What is it? It’s the ability to resist negative influences. Teens are exposed to many social pressures from their peers, the media, and social media platforms. Managing social influences starts with recognizing the various influences and understanding their potential effects on well-being. It’s also the ability to resist being influenced and to surround themselves with positive role models.
To better support
- Help your teen recognize various sources of influence, such as social media platforms, friends, and society in general. Discuss which influences are positive and which are less so.
- Help your teen to develop a critical distance from the messages around them. For example, point out that beauty standards presented in the media and on social media platforms are often unrealistic. Let them know about the many different body types that exist.
- Talk about strategies for resisting negative influences. For example, identify ways they can stand up for themselves positively and confidently.
What is it? It’s the ability to engage in projects, environments or causes that promote their well-being and that of others. It also involves making decisions for themselves and taking action to achieve their goals. This skill helps foster a sense of control and empowerment.
To better support
- Encourage your teen to get involved at school and in the community in things like cultural activities or sports, student committees, or volunteer work.
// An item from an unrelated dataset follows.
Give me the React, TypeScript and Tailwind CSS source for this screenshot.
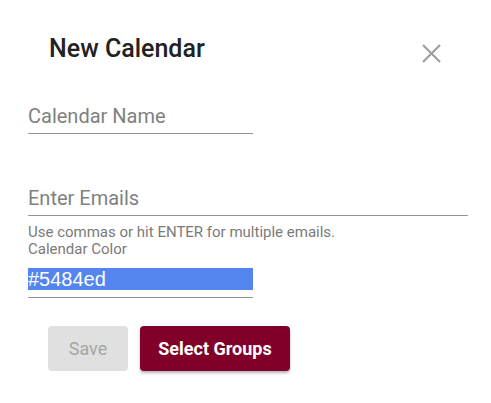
import React from "react";

export default function App() {
  return (
    <div className="w-[491px] h-[403px] bg-white font-['Roboto',sans-serif]">
      <div className="px-[28px] pt-[35px]">
        <div className="flex items-start justify-between">
          <h2 className="ml-[21px] text-[25px] leading-[28px] font-medium text-[#222222]">
            New Calendar
          </h2>
          <button className="mt-[9px] mr-[22px] text-[#9e9e9e]" aria-label="close">
            <svg width="19" height="19" viewBox="0 0 20 20" fill="none" stroke="currentColor" strokeWidth="2.2">
              <path d="M1 1L19 19M19 1L1 19" />
            </svg>
          </button>
        </div>

        <input
          placeholder="Calendar Name"
          className="mt-[43px] block w-[225px] h-[28px] pb-[7px] border-b border-[#949494] text-[20px] text-[#212121] placeholder:text-[#808080] outline-none"
        />

        <input
          placeholder="Enter Emails"
          className="mt-[54px] block w-[440px] h-[28px] pb-[7px] border-b border-[#949494] text-[20px] text-[#212121] placeholder:text-[#808080] outline-none"
        />

        <div className="mt-[8px] text-[15px] leading-[17px] text-[#7a7a7a]">
          <p>Use commas or hit ENTER for multiple emails.</p>
          <p>Calendar Color</p>
        </div>

        <div className="mt-[10px] w-[225px] pb-[7px] border-b border-[#949494]">
          <div className="h-[22px] bg-[#5484ed] text-white text-[20px] leading-[22px] font-['Liberation_Sans',Arial,sans-serif]">
            #5484ed
          </div>
        </div>

        <div className="mt-[28px] ml-[20px] flex gap-[12px]">
          <button className="h-[45px] w-[80px] rounded-[4px] bg-[#e0e0e0] text-[18px] text-[#a6a6a6]">
            Save
          </button>
          <button className="h-[45px] w-[150px] rounded-[4px] bg-[#80002a] text-[18px] font-bold text-white shadow-[0_2px_3px_rgba(0,0,0,0.3)]">
            Select Groups
          </button>
        </div>
      </div>
    </div>
  );
}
- Talk to your teen about social norms and conventions, such as honouring their commitments and seeing a challenging project through to the end.
- Involve your teen in decisions that affect the family. Try to empower them to some degree, for example, when negotiating outings or chores. Accept that they may not do their chores in the exact way you would have done them. The key is to encourage them to be independent and take on responsibilities.